Radau5 and BDF solve systems of the form $M \cdot y' = f(t, y)$. The Newton iteration for the implicit stages requires solving:

$$(M - h\gamma J) \cdot \Delta y = \text{residual}$$

For index-1 DAEs, the matrix $(M - h\gamma J)$ is nonsingular (even though $M$ itself is singular), because the Jacobian $J$ has the right structure to “fill in” the zero rows of $M$. For index-2 and higher, this matrix can become singular or very ill-conditioned, causing the Newton iteration to fail.

Additionally, Radau5’s stiffly-accurate property (the last stage equals the step endpoint) ensures that the algebraic constraints are satisfied at each time step for index-1 problems. This property does not extend to higher-index DAEs.

Index Reduction Checklist

When you encounter a higher-index DAE:

1. Identify the index. Count how many times you must differentiate the algebraic constraints to express all variables as ODEs.

2. Try reformulation first. Can you use generalized coordinates that eliminate constraints entirely? (e.g., angles instead of Cartesian coordinates)

3. If reformulation is not possible, use Baumgarte stabilization:

   • Differentiate constraints to the acceleration level.
   • Add $2\alpha\,\dot{g} + \beta^2\,g$ stabilization terms.
   • Choose $\alpha, \beta$ based on the system timescale.

4. Verify consistent initial conditions. After index reduction, all algebraic constraints (including the differentiated ones) must be satisfied at $t_0$.
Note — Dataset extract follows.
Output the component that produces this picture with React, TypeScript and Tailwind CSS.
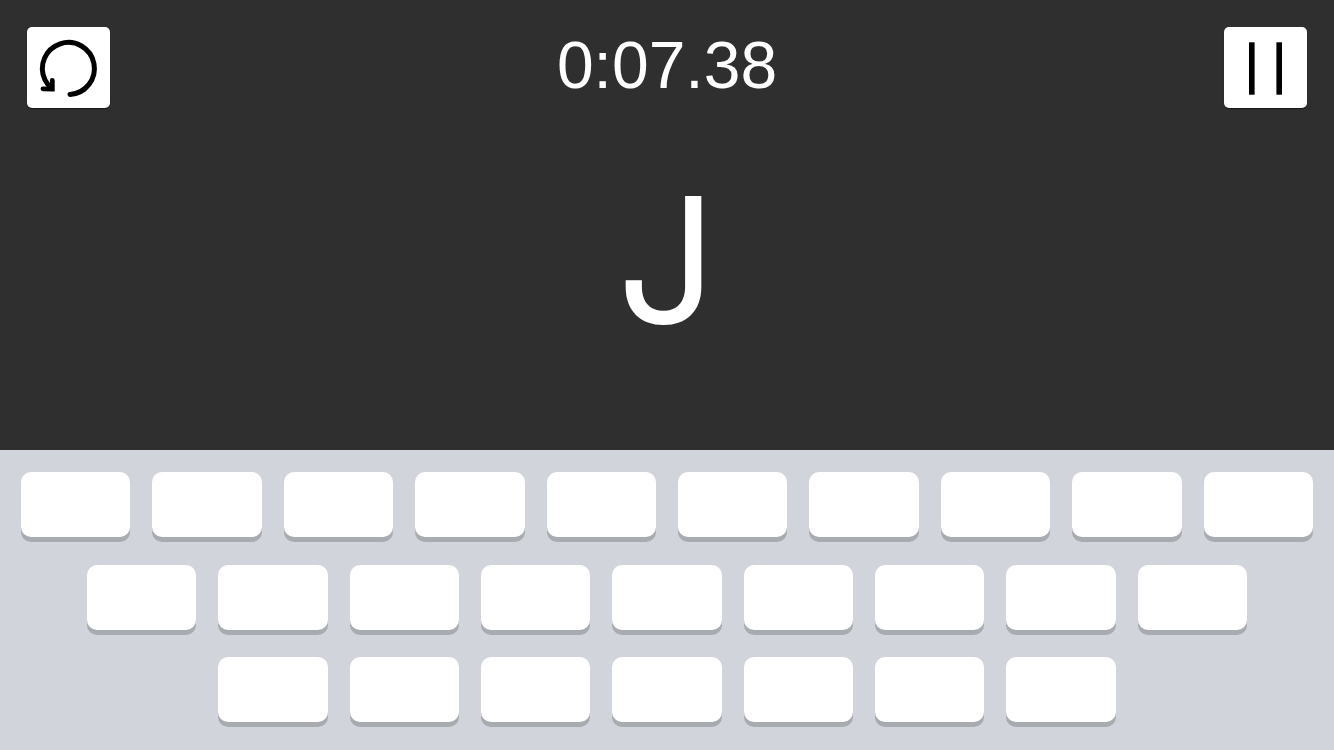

5. Monitor constraint drift. Even with stabilization, check the original constraint at the end of integration.

Summary

• The DAE index counts differentiations needed to reach ODE form.
• Numra supports index-1 DAEs natively with Radau5 and BDF.
• Higher-index DAEs require index reduction before solving.
• Baumgarte stabilization is the most practical technique: differentiate constraints and add damping to prevent drift.
• When possible, reformulate using minimal coordinates to avoid DAEs entirely.
• Always provide consistent initial conditions for the reduced system.